ここまで考えると、業界団体が政治家を巻き込んでロビー活動をもっとしっかり行って、原則論(賭博罪や賭博開帳図利罪に関する法律)自体を変える、というところまで辿り着いていないのが「足りていない」とする意見はあって良いと思う。そういう意味に於いては、私自身の意見も、「麻雀オタクゴン」氏の意見と通ずるものはある。
ただ実際は、一般社団法人全国麻雀段位審査会の役員名簿に「名誉総裁:小宮山洋子」「最高顧問:鈴木宗男」とあるように、かなり頑張って政界にも食い込んだうえで、そこに踏み込むのは難しいというのも付け加えておきたい。
そこまでやってこその業界団体だとも思うが、なんせ日本はこういう「図式」で権力階層や公的機関の権力を肥大させる構造で社会ができているのだ。ことは麻雀だけに収まらないレベルの「難しさ」である。

⑥麻雀界の明日はどっちだ

先日、ありがたくも超豪華な麻雀大会に参加させていただき、その打ち上げの流れで著名人雀豪と著名人麻雀プロ2人とセットをすることになった際に、まさにノーレートで行ったのだが、その際の面子の若手プロ(にして著名人)の方が、「人生で一度もお金を賭けて麻雀したことがない」と仰っていた。
麻雀界、クリーンを謳う競技麻雀プロ界でも「オンレート麻雀と完全に手を切ることは不可能」という説もあるが(下記の福地誠氏のnote参照=一部有料)、今後はこういうナチュラルにクリーンな人たちが業界を引っ張って行くようになるのではないだろうか。

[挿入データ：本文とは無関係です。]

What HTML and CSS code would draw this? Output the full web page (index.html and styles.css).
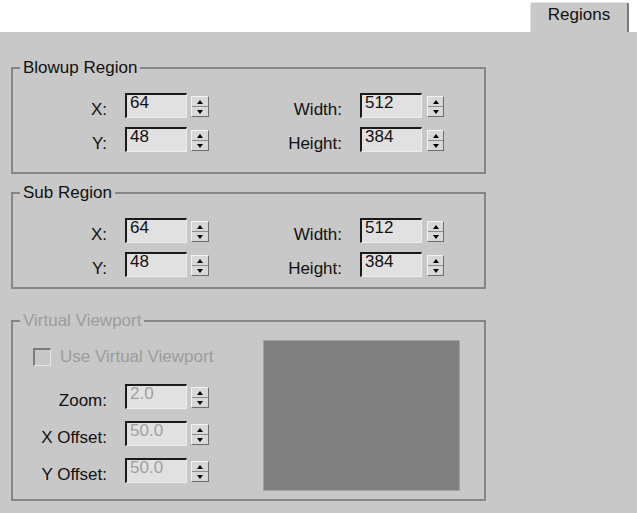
FILE: index.html
```html
<!DOCTYPE html>
<html>
<head>
<meta charset="utf-8">
<link rel="stylesheet" href="styles.css">
</head>
<body>
<div class="tabs"><div class="tab">Regions</div></div>
<div class="panel">
  <fieldset class="group g-blowup">
    <legend>Blowup Region</legend>
    <div class="grid">
      <div class="field"><span class="lbl">X:</span><span class="input">64</span><span class="spin"><span class="up"></span><span class="down"></span></span></div>
      <div class="field col2"><span class="lbl">Width:</span><span class="input">512</span><span class="spin"><span class="up"></span><span class="down"></span></span></div>
      <div class="field"><span class="lbl">Y:</span><span class="input">48</span><span class="spin"><span class="up"></span><span class="down"></span></span></div>
      <div class="field col2"><span class="lbl">Height:</span><span class="input">384</span><span class="spin"><span class="up"></span><span class="down"></span></span></div>
    </div>
  </fieldset>
  <fieldset class="group g-sub">
    <legend>Sub Region</legend>
    <div class="grid">
      <div class="field"><span class="lbl">X:</span><span class="input">64</span><span class="spin"><span class="up"></span><span class="down"></span></span></div>
      <div class="field col2"><span class="lbl">Width:</span><span class="input">512</span><span class="spin"><span class="up"></span><span class="down"></span></span></div>
      <div class="field"><span class="lbl">Y:</span><span class="input">48</span><span class="spin"><span class="up"></span><span class="down"></span></span></div>
      <div class="field col2"><span class="lbl">Height:</span><span class="input">384</span><span class="spin"><span class="up"></span><span class="down"></span></span></div>
    </div>
  </fieldset>
  <fieldset class="group g-virtual">
    <legend class="disabled">Virtual Viewport</legend>
    <div class="vv">
      <div class="vv-left">
        <div class="check-row"><span class="check"></span><span class="disabled">Use Virtual Viewport</span></div>
        <div class="vv-rows">
          <div class="field"><span class="lbl">Zoom:</span><span class="input off">2.0</span><span class="spin"><span class="up"></span><span class="down"></span></span></div>
          <div class="field"><span class="lbl">X Offset:</span><span class="input off">50.0</span><span class="spin"><span class="up"></span><span class="down"></span></span></div>
          <div class="field"><span class="lbl">Y Offset:</span><span class="input off">50.0</span><span class="spin"><span class="up"></span><span class="down"></span></span></div>
        </div>
      </div>
      <div class="preview"></div>
    </div>
  </fieldset>
</div>
</body>
</html>
```
FILE: styles.css
```css
html, body {
  margin: 0;
  padding: 0;
}
body {
  width: 637px;
  height: 513px;
  overflow: hidden;
  background: #c8c8c8;
  font-family: "Liberation Sans", Arial, sans-serif;
  font-size: 17px;
  color: #111;
}
.tabs {
  height: 32px;
  background: #fff;
  display: flex;
  justify-content: flex-end;
  align-items: flex-end;
  padding-right: 8px;
  box-sizing: border-box;
}
.tab {
  width: 99px;
  height: 30px;
  box-sizing: border-box;
  background: #c8c8c8;
  border-top: 1px solid #e4e4e4;
  border-left: 1px solid #e4e4e4;
  border-right: 2px solid #7a7a7a;
  border-radius: 3px 3px 0 0;
  text-align: center;
  line-height: 23px;
}
.panel {
  padding: 26px 0 0 11px;
}
.group {
  margin: 0;
  width: 475px;
  box-sizing: border-box;
  min-width: 0;
  border: 2px solid #868686;
  padding: 0;
}
.group legend {
  padding: 0 3px;
  margin-left: 7px;
  line-height: 20px;
  height: 20px;
}
.g-blowup {
  padding: 15px 0 20px 0;
}
.g-sub {
  margin-top: 9px;
  padding: 15px 0 10px 0;
}
.g-virtual {
  margin-top: 22px;
  padding: 9px 0 8px 0;
}
.grid {
  display: grid;
  grid-template-columns: 196px 235px;
  row-gap: 9px;
}
.field {
  display: flex;
  align-items: flex-start;
  height: 25px;
}
.lbl {
  width: 94px;
  margin-right: 18px;
  text-align: right;
  padding-top: 7px;
  line-height: 20px;
  white-space: nowrap;
}
.col2 .lbl {
  width: 133px;
}
.input {
  width: 62px;
  height: 25px;
  box-sizing: border-box;
  border-style: solid;
  border-width: 2px 1px 1px 2px;
  border-color: #1a1a1a #ededed #ededed #1a1a1a;
  background: #e1e1e1;
  padding-left: 3px;
  line-height: 16px;
}
.input.off {
  color: #a0a0a0;
}
.spin {
  width: 18px;
  height: 21px;
  margin-top: 3px;
  margin-left: 4px;
  box-sizing: border-box;
  border: 1px solid;
  border-color: #f4f4f4 #6e6e6e #6e6e6e #f4f4f4;
  background: #d8d8d8;
  display: flex;
  flex-direction: column;
}
.col2 .spin {
  margin-left: 5px;
  width: 17px;
}
.spin span {
  flex: 1;
  display: flex;
  align-items: center;
  justify-content: center;
}
.spin span + span {
  border-top: 1px solid #8c8c8c;
}
.spin span::after {
  content: "";
  border-left: 3px solid transparent;
  border-right: 3px solid transparent;
}
.spin .up::after {
  border-bottom: 4px solid #000;
}
.spin .down::after {
  border-top: 4px solid #000;
}
.disabled {
  color: #9c9c9c;
}
.vv {
  display: flex;
}
.vv-left {
  width: 250px;
}
.check-row {
  margin-top: 7px;
  height: 20px;
  display: flex;
  align-items: center;
  line-height: 20px;
}
.check {
  width: 18px;
  height: 18px;
  box-sizing: border-box;
  margin-left: 20px;
  margin-right: 9px;
  border-style: solid;
  border-width: 2px 1px 1px 2px;
  border-color: #7c7c7c #e6e6e6 #e6e6e6 #7c7c7c;
  background: #c8c8c8;
}
.vv-rows {
  margin-top: 17px;
  display: flex;
  flex-direction: column;
  gap: 12px;
}
.preview {
  width: 197px;
  height: 151px;
  box-sizing: border-box;
  background: #808080;
  border: 1px solid #a2a2a2;
}
```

実際不況どころか本格的貧困社会となってしまったこの国での趣味や余暇の過ごし方を考えた場合、「参加するための費用が計算できる」のは極めて重要で、「参加すれば最悪いくら負けるか分からない」麻雀であるよりも、「ゲーム代・参加費用を用意すれば参加できる」麻雀であった方が、裾野自体も拡がるはずだ。まあ確かに、時間は掛かるし、非合法オンレートも根強く残るとは思うけど。

そして競技プロ側のスタンスはもちろんだが、マージャン店経営側からしても、もはやこんなリスクは負えないという時代は近付いて来ているのではないか。
当局からの摘発以外の様々なリスクもあり、何よりもオンレートフリー雀荘には労働力が集まらないのではないか。従来ならば「麻雀が好きだから」「プロに憧れて」メンバーになった若者が、働き始めて初めて「この業界はすべて法律違反なんだ」と気付く、というような流れすらあり得たが、これからはすべて事前に情報開示して納得づくで働く時代になって行くだろう。そうなると反社会的な人材しか集まらないようなリスクが高まり、まともな経営者が手を出せない業種になって行く。
そもそもオンレートフリー雀荘は「ゲーム代以上に儲けたい」人をターゲットとしているので、どんなに物価が上がってもゲーム代が上げづらく、意外と儲からない業態。そのうえこんなリスクは到底負えない。

そういう意味で、「まともな人が経営する手頃なレートのオンレートフリー雀荘」は、本当に驚くほどのペースでなくなって行く可能性もありそうだ。